Have you ever looked at someone you admired and fully believed that they had something you didn’t? Maybe a sense of grace under pressure, an understanding of how things should be, or a way of letting go and allowing life to take them on a ride?
I vividly remember the first time I really asked a man I admired how he got to where he was. We were sitting in his office, the window open to the late May sun that hinted at a Midwest summer on the horizon. I was antsy, as I often was as a college student, always thinking about and moving towards the next thing.
He sat in his big black swivel chair, turned back towards me, then once more to look at the pictures on his wall. Unbeknownst to me, he was in the middle of a divorce—a messy one—with love for both his wife and his work pulling him in two different directions.
He was a published author, someone I respected and saw—with his sarcasm, quick wit, and silly facial expressions—as a spitting image (in male form) of who I wanted to be.
I sat on the edge of my seat, glancing over the rows and rows of books on his shelf.
“Margaret Atwood,” he said, seeing my eyes rest on a blue book with a woman who resembled a mermaid floating across the cover. “Your poetry is reminiscent. You’d like her.”
With one swift movement, he pulled the book of the shelf and handed it to me. “Keep it. Now what did you want to ask me?”
He leaned comfortably back in my chair. At that moment I distinctly remember wondering what it would be like to be him—to have what looked like the entire world at your fingertips. He had books in print, a professor job at a university where he was given freedom to both write and teach, a family who loved him, and a spirit of positivity that seemed unmatched.
The funny thing was, when I got to asking him about how he had gotten to where he was, he smiled and simply said, “You’re already there.”
The power to become the woman and writer I wanted to be—it was already within me. The ‘success’ I wanted? That was relative, dependent upon how I wanted to see the accomplishments and joys already around me. And the ability to be ‘strong’ at my craft? That all began in trusting my voice, even in the draft.
I remember leaving his office renewed. For the longest time I was measuring myself up to everyone around me, trying to find my way, find my melody in everyone else’s song.
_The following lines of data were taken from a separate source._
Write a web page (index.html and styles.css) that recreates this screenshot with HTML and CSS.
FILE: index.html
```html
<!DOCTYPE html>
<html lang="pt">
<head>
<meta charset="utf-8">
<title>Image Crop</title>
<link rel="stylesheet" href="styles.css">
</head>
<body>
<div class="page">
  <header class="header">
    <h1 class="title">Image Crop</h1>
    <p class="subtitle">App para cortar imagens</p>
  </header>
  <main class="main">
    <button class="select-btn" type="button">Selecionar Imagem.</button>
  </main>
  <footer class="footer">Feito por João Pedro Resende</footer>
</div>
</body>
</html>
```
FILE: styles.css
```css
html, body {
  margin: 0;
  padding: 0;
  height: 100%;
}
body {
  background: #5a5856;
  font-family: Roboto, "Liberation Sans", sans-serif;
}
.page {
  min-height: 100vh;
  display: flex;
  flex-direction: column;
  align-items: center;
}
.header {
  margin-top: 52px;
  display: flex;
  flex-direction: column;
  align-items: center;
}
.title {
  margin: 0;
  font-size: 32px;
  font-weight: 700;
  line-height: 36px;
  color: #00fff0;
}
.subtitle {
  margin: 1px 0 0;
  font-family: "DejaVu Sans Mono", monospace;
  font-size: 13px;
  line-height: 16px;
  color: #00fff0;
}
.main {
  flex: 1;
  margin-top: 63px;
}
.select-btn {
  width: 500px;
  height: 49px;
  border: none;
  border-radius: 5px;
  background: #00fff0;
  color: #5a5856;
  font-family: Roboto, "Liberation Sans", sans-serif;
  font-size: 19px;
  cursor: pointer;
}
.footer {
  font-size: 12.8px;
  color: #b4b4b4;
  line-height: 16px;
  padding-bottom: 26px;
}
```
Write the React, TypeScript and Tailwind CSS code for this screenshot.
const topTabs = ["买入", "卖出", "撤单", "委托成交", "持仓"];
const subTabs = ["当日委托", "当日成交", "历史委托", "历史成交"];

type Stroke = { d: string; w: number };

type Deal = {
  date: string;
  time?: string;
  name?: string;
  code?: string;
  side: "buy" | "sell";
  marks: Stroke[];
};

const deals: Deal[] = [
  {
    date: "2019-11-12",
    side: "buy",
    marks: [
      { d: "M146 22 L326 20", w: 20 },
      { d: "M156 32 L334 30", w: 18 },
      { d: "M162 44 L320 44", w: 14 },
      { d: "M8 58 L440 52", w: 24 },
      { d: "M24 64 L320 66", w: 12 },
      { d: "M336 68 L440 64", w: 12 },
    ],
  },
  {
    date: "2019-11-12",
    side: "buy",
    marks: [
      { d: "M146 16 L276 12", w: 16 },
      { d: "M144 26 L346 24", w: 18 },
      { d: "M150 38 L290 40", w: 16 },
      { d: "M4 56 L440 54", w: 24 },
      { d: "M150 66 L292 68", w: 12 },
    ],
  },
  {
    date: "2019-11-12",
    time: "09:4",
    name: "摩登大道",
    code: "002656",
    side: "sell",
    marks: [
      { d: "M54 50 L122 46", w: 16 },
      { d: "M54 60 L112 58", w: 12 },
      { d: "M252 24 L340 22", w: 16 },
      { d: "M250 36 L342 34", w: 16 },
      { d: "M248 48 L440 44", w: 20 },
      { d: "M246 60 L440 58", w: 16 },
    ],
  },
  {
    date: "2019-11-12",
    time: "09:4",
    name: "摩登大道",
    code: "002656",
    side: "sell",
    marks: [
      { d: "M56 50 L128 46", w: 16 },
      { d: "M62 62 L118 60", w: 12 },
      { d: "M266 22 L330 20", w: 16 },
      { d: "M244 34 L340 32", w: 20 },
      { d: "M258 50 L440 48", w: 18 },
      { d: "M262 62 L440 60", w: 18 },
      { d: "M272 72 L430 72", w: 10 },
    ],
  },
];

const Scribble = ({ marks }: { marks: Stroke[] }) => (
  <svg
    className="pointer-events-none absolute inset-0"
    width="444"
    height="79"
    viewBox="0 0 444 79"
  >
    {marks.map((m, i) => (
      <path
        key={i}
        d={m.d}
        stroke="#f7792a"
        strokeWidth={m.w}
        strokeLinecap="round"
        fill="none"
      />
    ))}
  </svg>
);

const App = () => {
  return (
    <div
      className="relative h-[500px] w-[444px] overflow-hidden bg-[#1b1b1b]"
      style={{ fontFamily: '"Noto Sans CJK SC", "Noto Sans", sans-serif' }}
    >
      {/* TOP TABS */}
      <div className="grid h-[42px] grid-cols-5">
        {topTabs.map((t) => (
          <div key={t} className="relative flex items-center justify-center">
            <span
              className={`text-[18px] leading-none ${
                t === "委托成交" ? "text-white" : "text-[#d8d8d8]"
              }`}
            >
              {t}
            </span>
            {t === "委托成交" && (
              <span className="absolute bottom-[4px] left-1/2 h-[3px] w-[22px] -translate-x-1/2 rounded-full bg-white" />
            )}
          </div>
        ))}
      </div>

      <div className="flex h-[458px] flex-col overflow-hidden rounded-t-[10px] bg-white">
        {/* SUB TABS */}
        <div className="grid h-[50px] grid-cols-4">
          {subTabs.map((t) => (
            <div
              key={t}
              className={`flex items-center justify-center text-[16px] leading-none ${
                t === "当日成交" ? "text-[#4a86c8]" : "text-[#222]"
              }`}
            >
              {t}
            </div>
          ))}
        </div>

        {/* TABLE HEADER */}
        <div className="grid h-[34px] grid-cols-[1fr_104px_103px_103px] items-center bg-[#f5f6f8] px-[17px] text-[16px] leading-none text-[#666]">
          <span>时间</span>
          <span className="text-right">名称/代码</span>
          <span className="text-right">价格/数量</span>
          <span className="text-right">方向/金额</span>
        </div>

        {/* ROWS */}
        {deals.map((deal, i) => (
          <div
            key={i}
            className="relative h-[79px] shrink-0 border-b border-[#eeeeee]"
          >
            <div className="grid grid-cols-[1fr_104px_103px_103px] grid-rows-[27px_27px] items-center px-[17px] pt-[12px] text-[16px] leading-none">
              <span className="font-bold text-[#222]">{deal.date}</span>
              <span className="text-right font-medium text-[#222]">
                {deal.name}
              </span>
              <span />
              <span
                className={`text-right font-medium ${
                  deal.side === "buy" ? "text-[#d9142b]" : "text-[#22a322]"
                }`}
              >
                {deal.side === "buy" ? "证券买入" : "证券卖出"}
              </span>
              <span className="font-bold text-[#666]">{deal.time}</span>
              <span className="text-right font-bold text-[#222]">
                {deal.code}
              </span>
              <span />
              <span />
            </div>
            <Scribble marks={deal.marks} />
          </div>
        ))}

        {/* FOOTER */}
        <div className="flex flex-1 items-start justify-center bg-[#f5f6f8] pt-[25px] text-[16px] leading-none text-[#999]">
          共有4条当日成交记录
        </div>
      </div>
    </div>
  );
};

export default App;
I was so focused on comparison, so focused on the ways I wasn’t, rather than all I already was.
I was so worried about my imperfect words, I forgot the power of letting my voice speak first, letting it find its natural rhythm with the world’s song.
Life is filled with so many moments where we question, simply because we’re not sure where we stand. Instead of recognizing that our patterns and paths are different, we stress over ways we’re fitting into the notes around us instead of building our own music.
We think we’re supposed to have this all figured out, that there will be this place where everything just makes perfect sense. But it won’t.
Life is a journey, an ever-changing song. We’re all trying to hear the sounds, carve our own notes, and create a harmony among the chords.
Our purpose here is not to stress over where we fit, but understand that the music we are and create is not meant to stay the same. As everything changes, so does our rhythm.
And we find and build ourselves over and over again.